Как известно, 94-й закон призван обеспечить свободу конкуренции и противостоять коррупции при госзакупках. Для этого многостраничный документ жестко регламентирует все процедуры и документооборот. Слово "жестко" является здесь ключевым.
Для достижения требуемого результата в конкурсной документации от соискателей заказа требуется заполнить две таблицы.
В первой, в соответствии с техническим заданием, перечислить действия, которые обеспечат исполнение ТЗ. Во второй - те же действия необходимо перечислить в порядке их исполнения. Как видите, все просто, на уровне начальной школы. Те участники конкурса, которые не справились с упражнением, если они ко всему прочему являются еще и нежелательными, не допускаются к конкурсу со ссылкой на вышеупомянутый закон. Можете посмотреть историю закупок - правило работает безотказно.
В чем, спросите, фокус? Неужели все нелюбимые министерством поставщики - дебилы?

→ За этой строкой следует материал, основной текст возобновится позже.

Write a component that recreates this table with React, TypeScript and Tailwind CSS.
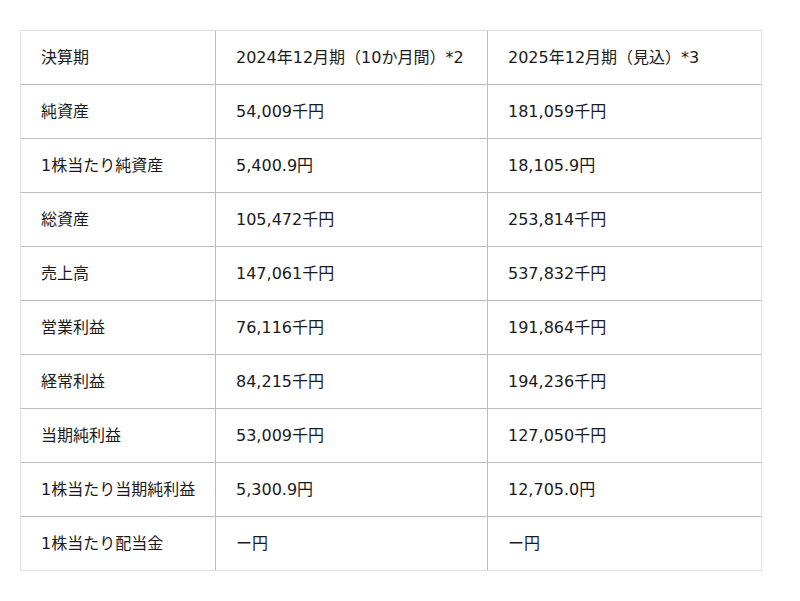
const rows: [string, string, string][] = [
  ["決算期", "2024年12月期（10か月間）*2", "2025年12月期（見込）*3"],
  ["純資産", "54,009千円", "181,059千円"],
  ["1株当たり純資産", "5,400.9円", "18,105.9円"],
  ["総資産", "105,472千円", "253,814千円"],
  ["売上高", "147,061千円", "537,832千円"],
  ["営業利益", "76,116千円", "191,864千円"],
  ["経常利益", "84,215千円", "194,236千円"],
  ["当期純利益", "53,009千円", "127,050千円"],
  ["1株当たり当期純利益", "5,300.9円", "12,705.0円"],
  ["1株当たり配当金", "ー円", "ー円"],
];

export default function App() {
  return (
    <div
      className="w-[800px] h-[601px] bg-white pt-[30px] pl-[20px] text-[16px] text-[#1a1a1a]"
      style={{ fontFamily: '"DejaVu Sans", "Noto Sans CJK JP", sans-serif' }}
    >
      <div className="w-[742px] border border-[#e0e0e0]">
        {rows.map((r, i) => (
          <div
            key={i}
            className={
              i === 0
                ? "grid grid-cols-[195px_272px_1fr] h-[53px]"
                : "grid grid-cols-[195px_272px_1fr] h-[54px] border-t border-[#bdbdbd]"
            }
          >
            <div className="flex items-center pl-[20px] border-r border-[#bdbdbd]">{r[0]}</div>
            <div className="flex items-center pl-[20px] border-r border-[#bdbdbd]">{r[1]}</div>
            <div className="flex items-center pl-[20px]">{r[2]}</div>
          </div>
        ))}
      </div>
    </div>
  );
}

Ответ, как в карточных фокусах, тривиален. ТЗ пишется подробно, соответственно, таблицы получаются объемными. Word на слабеньких компьютерах делопроизводителей работает неустойчиво, и им вместо спасительного копирования приходится заново набивать, как правило, довольно скучный и заумный текст. Где-нибудь да пропустят одно-два действия. Или добавят от избытка старания. И - все, на выход.
Но если они все же успешно составили эти могучие таблицы (нам случалось тратить на это 30-50 страниц), не беда. Можно смело снимать с дистанции неугодного без объяснения причин (просто указав на эти две волшебные супертаблицы). И даже если клиент окажется скандальным, то до рассмотрения в ФАС еще не менее недели, а до суда вообще месяцы. Практически со стопроцентной вероятностью за это время в многостраничном документе найдете одну-две опечатки и далее - см. строгий закон. Не совпадают таблички!
А то, что в конкурсной документации туча не просто опечаток, а грубейших ошибок и гениальных бюрократических определений типа "действие - это[?] отдельное действие[?]" - все это уже никого не волнует. Главное - закон!
Мы считаем, что это все же не закон, а беззастенчивое беззаконие. Тем более если ошибок найти не смогли, а просто выразили уверенность, что они есть. Но это уже разбираться суду, о чем читатели будут проинформированы.